** Start of MATERIAL PROVIDED **
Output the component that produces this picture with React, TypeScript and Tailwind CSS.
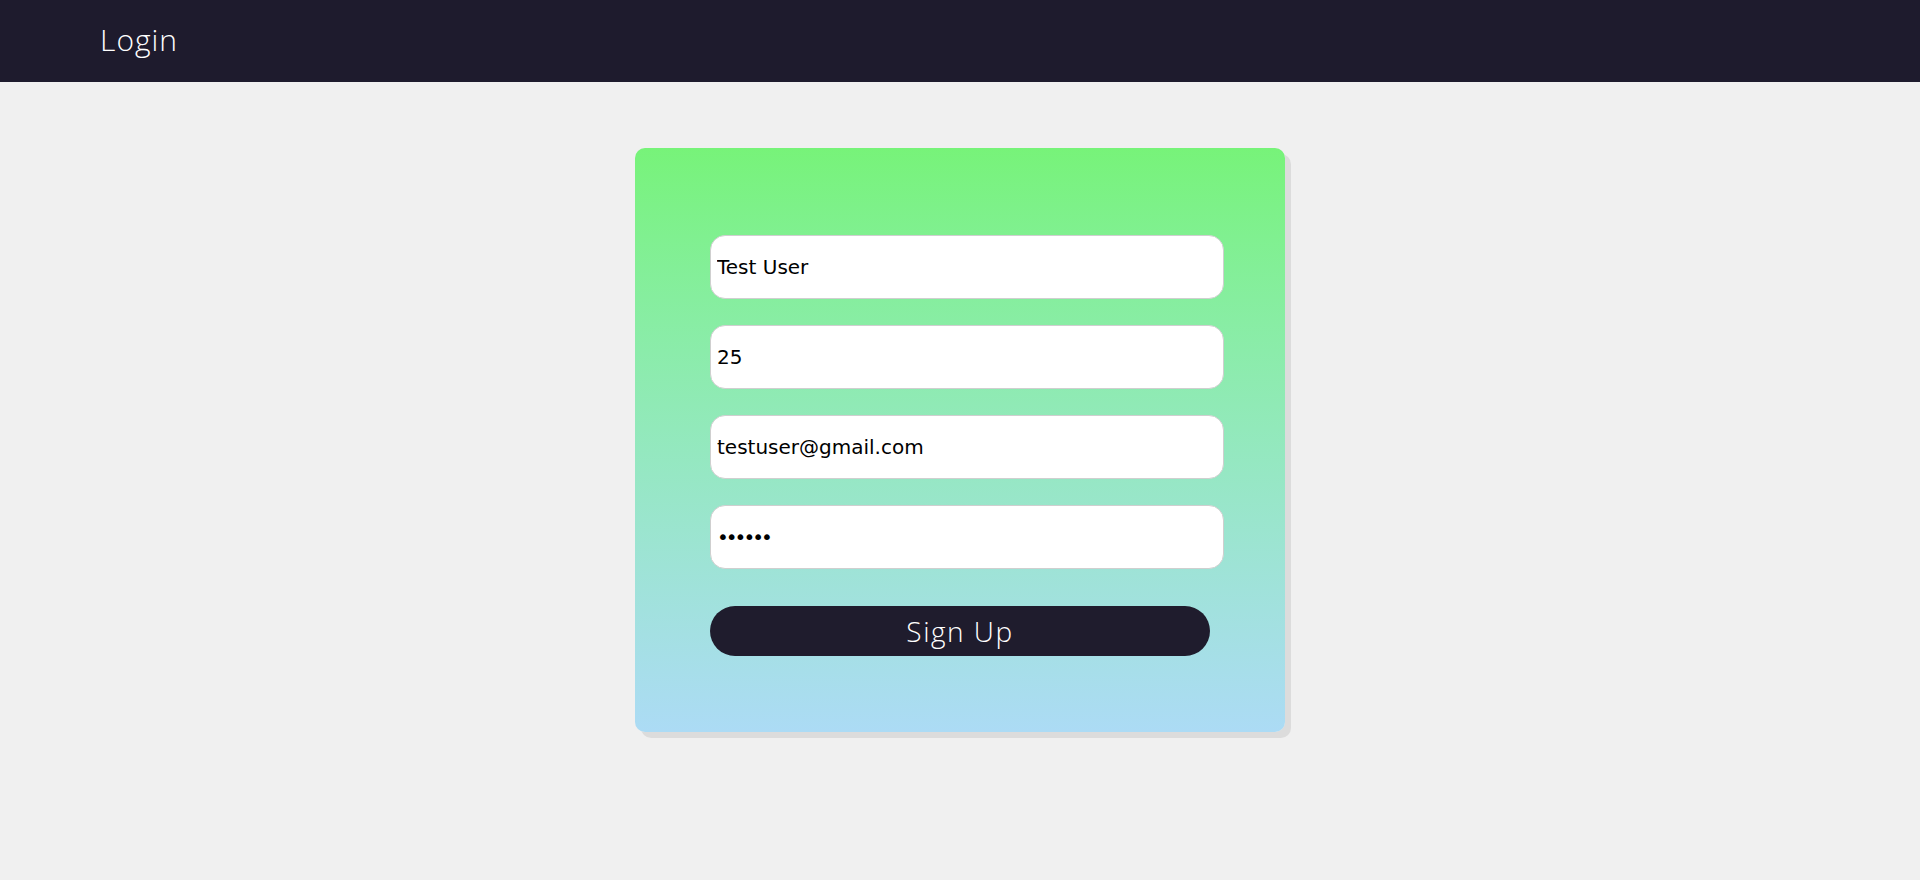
import React from "react";

export default function App() {
  const inputCls =
    "block w-[514px] h-[64px] rounded-[15px] border border-[#cfcfcf] bg-white pl-[6px] pr-2 text-[20px] text-black outline-none [font-family:'DejaVu_Sans',sans-serif]";
  return (
    <div className="min-h-[880px] bg-[#f0f0f0]">
      <header className="h-[82px] bg-[#1e1b2d] flex items-center pl-[100px]">
        <span className="text-white text-[30px] font-light leading-none tracking-[1px] [font-family:'Open_Sans',sans-serif] -mt-[2px]">
          Login
        </span>
      </header>
      <div className="flex justify-center pt-[66px]">
        <div className="w-[650px] rounded-[10px] bg-gradient-to-b from-[#77f379] to-[#acdbf5] shadow-[6px_6px_0_0_#dcdcdc] pt-[87px] pb-[76px] pl-[75px]">
          <div className="flex flex-col gap-[26px]">
            <input className={inputCls} defaultValue="Test User" readOnly />
            <input className={inputCls} defaultValue="25" readOnly />
            <input className={inputCls} defaultValue="testuser@gmail.com" readOnly />
            <input className={inputCls + " tracking-[-3px]"} type="password" defaultValue="123456" readOnly />
          </div>
          <button className="mt-[37px] block w-[500px] h-[50px] rounded-full bg-[#1f1c2d] text-white text-[28px] font-light leading-none tracking-[1.5px] [font-family:'Open_Sans',sans-serif]">
            Sign Up
          </button>
        </div>
      </div>
    </div>
  );
}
** End of MATERIAL PROVIDED **
GIVEN PROBLEM
Leave the pictures out and output the rest of the listing exactly.

ANSWER FOR THIS EXERCISE
Output the component that produces this picture with React, TypeScript and Tailwind CSS.
import React from "react";

export default function App() {
  const inputCls =
    "block w-[514px] h-[64px] rounded-[15px] border border-[#cfcfcf] bg-white pl-[6px] pr-2 text-[20px] text-black outline-none [font-family:'DejaVu_Sans',sans-serif]";
  return (
    <div className="min-h-[880px] bg-[#f0f0f0]">
      <header className="h-[82px] bg-[#1e1b2d] flex items-center pl-[100px]">
        <span className="text-white text-[30px] font-light leading-none tracking-[1px] [font-family:'Open_Sans',sans-serif] -mt-[2px]">
          Login
        </span>
      </header>
      <div className="flex justify-center pt-[66px]">
        <div className="w-[650px] rounded-[10px] bg-gradient-to-b from-[#77f379] to-[#acdbf5] shadow-[6px_6px_0_0_#dcdcdc] pt-[87px] pb-[76px] pl-[75px]">
          <div className="flex flex-col gap-[26px]">
            <input className={inputCls} defaultValue="Test User" readOnly />
            <input className={inputCls} defaultValue="25" readOnly />
            <input className={inputCls} defaultValue="testuser@gmail.com" readOnly />
            <input className={inputCls + " tracking-[-3px]"} type="password" defaultValue="123456" readOnly />
          </div>
          <button className="mt-[37px] block w-[500px] h-[50px] rounded-full bg-[#1f1c2d] text-white text-[28px] font-light leading-none tracking-[1.5px] [font-family:'Open_Sans',sans-serif]">
            Sign Up
          </button>
        </div>
      </div>
    </div>
  );
}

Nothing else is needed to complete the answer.